Even the Best Possible Version of Me needs to relax and unwind. But I believe there are valuable ways to relax and unwind, and there are wasteful, useless ways to relax and unwind. This category helps me outline how the Best Possible Version of Me takes a break. What ways can I take a step back and get recharged, but still use the time to make myself better? That’s what I capture here.

Septessence in Practice

When I first set out to put this model into action, I was going to have 1 day each week dedicated to one of these seven categories, and continue to cycle those over and over again.

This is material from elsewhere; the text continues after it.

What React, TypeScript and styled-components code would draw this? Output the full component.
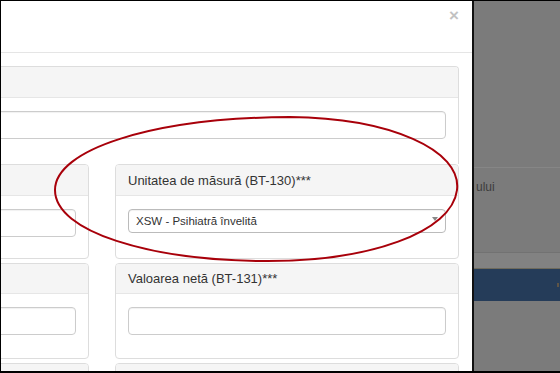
import styled, { createGlobalStyle } from 'styled-components';

const GlobalStyle = createGlobalStyle`
  html, body {
    margin: 0;
    padding: 0;
    background: #7b7b7b;
    overflow: hidden;
  }
  body {
    font-family: "Liberation Sans", Arial, sans-serif;
    color: #333;
  }
`;

const Frame = styled.div`
  position: relative;
  width: 560px;
  height: 373px;
  box-sizing: border-box;
  border-top: 1px solid #000;
  border-left: 1px solid #000;
  border-bottom: 2px solid #000;
  display: flex;
  overflow: hidden;
  background: #7b7b7b;
`;

const Modal = styled.div`
  width: 473px;
  flex: none;
  box-sizing: border-box;
  background: #fff;
  border-right: 2px solid #111;
  display: flex;
  flex-direction: column;
  overflow: hidden;
`;

const ModalHeader = styled.div`
  height: 52px;
  flex: none;
  border-bottom: 1px solid #e5e5e5;
  display: flex;
  justify-content: flex-end;
  align-items: flex-start;
  padding: 6px 13px 0 0;
  box-sizing: border-box;
`;

const Close = styled.span`
  font-size: 17px;
  font-weight: bold;
  line-height: 1;
  color: #c2c2c2;
`;

/* the modal is cropped on the left in the shot, so the body starts off-screen */
const ModalBody = styled.div`
  padding: 13px 13px 0 0;
  margin-left: -24px;
`;

const Panel = styled.div`
  border: 1px solid #ddd;
  border-radius: 4px;
  background: #fff;
  box-sizing: border-box;
  overflow: hidden;
`;

const OuterPanel = styled(Panel)`
  height: 98px;
  border-bottom: none;
  border-radius: 4px 4px 0 0;
`;

const PanelHeading = styled.div<{ $h?: number }>`
  height: ${(p) => p.$h ?? 30}px;
  background: #f5f5f5;
  border-bottom: 1px solid #e6e6e6;
  box-sizing: border-box;
  display: flex;
  align-items: center;
  padding-left: 12px;
  font-size: 13px;
  color: #333;
  white-space: nowrap;
`;

const PanelBody = styled.div<{ $pb?: number }>`
  padding: 13px 12px ${(p) => p.$pb ?? 21}px 12px;
`;

const Input = styled.div`
  height: 28px;
  box-sizing: border-box;
  border: 1px solid #ccc;
  border-radius: 4px;
  background: #fff;
  box-shadow: inset 0 1px 1px rgba(0, 0, 0, 0.06);
`;

const Select = styled(Input)`
  height: 24px;
  display: flex;
  align-items: center;
  justify-content: space-between;
  padding: 0 7px;
  font-size: 11.5px;
  color: #333;
  border-color: #bbb;
`;

const Caret = styled.span`
  width: 0;
  height: 0;
  border-left: 3px solid transparent;
  border-right: 3px solid transparent;
  border-top: 4px solid #888;
  margin-top: -4px;
`;

const Grid = styled.div`
  display: grid;
  grid-template-columns: 112px 344px;
  column-gap: 26px;
  row-gap: 4px;
`;

const FieldPanel = styled(Panel)<{ $h: number }>`
  height: ${(p) => p.$h}px;
`;

const Backdrop = styled.div`
  flex: 1;
  display: flex;
  flex-direction: column;
  background: #7b7b7b;
`;

const BackTop = styled.div`
  height: 166px;
  border-bottom: 1px solid #868686;
  flex: none;
`;

const BackText = styled.div`
  height: 85px;
  padding: 12px 0 0 2px;
  box-sizing: border-box;
  font-size: 12px;
  color: #3d3d3d;
  border-bottom: 1px solid #727272;
`;

const BackStrip = styled.div`
  height: 15px;
  background: #828282;
  border-bottom: 1px solid #6e6a5c;
`;

const NavyBand = styled.div`
  height: 32px;
  background: #253c59;
  display: flex;
  justify-content: flex-end;
  align-items: center;
  padding-right: 1px;
`;

const Dot = styled.span`
  width: 2px;
  height: 4px;
  background: #5e5446;
`;

const Annotation = styled.svg`
  position: absolute;
  left: -1px;
  top: -1px;
  pointer-events: none;
`;

export default function App() {
  return (
    <>
      <GlobalStyle />
      <Frame>
        <Modal>
          <ModalHeader>
            <Close>×</Close>
          </ModalHeader>
          <ModalBody>
            <OuterPanel>
              <PanelHeading $h={31} />
              <PanelBody>
                <Input />
              </PanelBody>
            </OuterPanel>
            <Grid>
              <FieldPanel $h={95}>
                <PanelHeading $h={31} />
                <PanelBody>
                  <Input />
                </PanelBody>
              </FieldPanel>
              <FieldPanel $h={95}>
                <PanelHeading $h={31}>Unitatea de măsură (BT-130)***</PanelHeading>
                <PanelBody>
                  <Select>
                    <span>XSW - Psihiatră învelită</span>
                    <Caret />
                  </Select>
                </PanelBody>
              </FieldPanel>
              <FieldPanel $h={96}>
                <PanelHeading />
                <PanelBody>
                  <Input />
                </PanelBody>
              </FieldPanel>
              <FieldPanel $h={96}>
                <PanelHeading>Valoarea netă (BT-131)***</PanelHeading>
                <PanelBody>
                  <Input />
                </PanelBody>
              </FieldPanel>
              <FieldPanel $h={96}>
                <PanelHeading />
              </FieldPanel>
              <FieldPanel $h={96}>
                <PanelHeading>Cota de TVA (BT-152)***</PanelHeading>
              </FieldPanel>
            </Grid>
          </ModalBody>
        </Modal>
        <Backdrop>
          <BackTop />
          <BackText>ului</BackText>
          <BackStrip />
          <NavyBand>
            <Dot />
          </NavyBand>
        </Backdrop>
        <Annotation width="560" height="373" viewBox="0 0 560 373">
          <path
            d="M 290 117 C 390 118, 462 150, 457 190 C 452 232, 370 262, 262 261 C 150 260, 55 232, 55 190 C 55 150, 150 118, 290 117 Z"
            fill="none"
            stroke="#a8000a"
            strokeWidth="2"
          />
        </Annotation>
      </Frame>
    </>
  );
}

One problem with that approach, though, is that I would only focus on “Mind” on Mondays, “Body” on Tuesdays, “Spirit” on Wednesdays, and so on. But the goal is to help me eventually make all of these factors a part of my life every day. So, I now run these on an 8-day cycle. The first 7 days are each dedicated to a particular facet of the septessential me, and on the 8th day I take a shot at being the full package. This keeps things in rotation so that I learn how to work each aspect of the best possible version of me into every day of the week.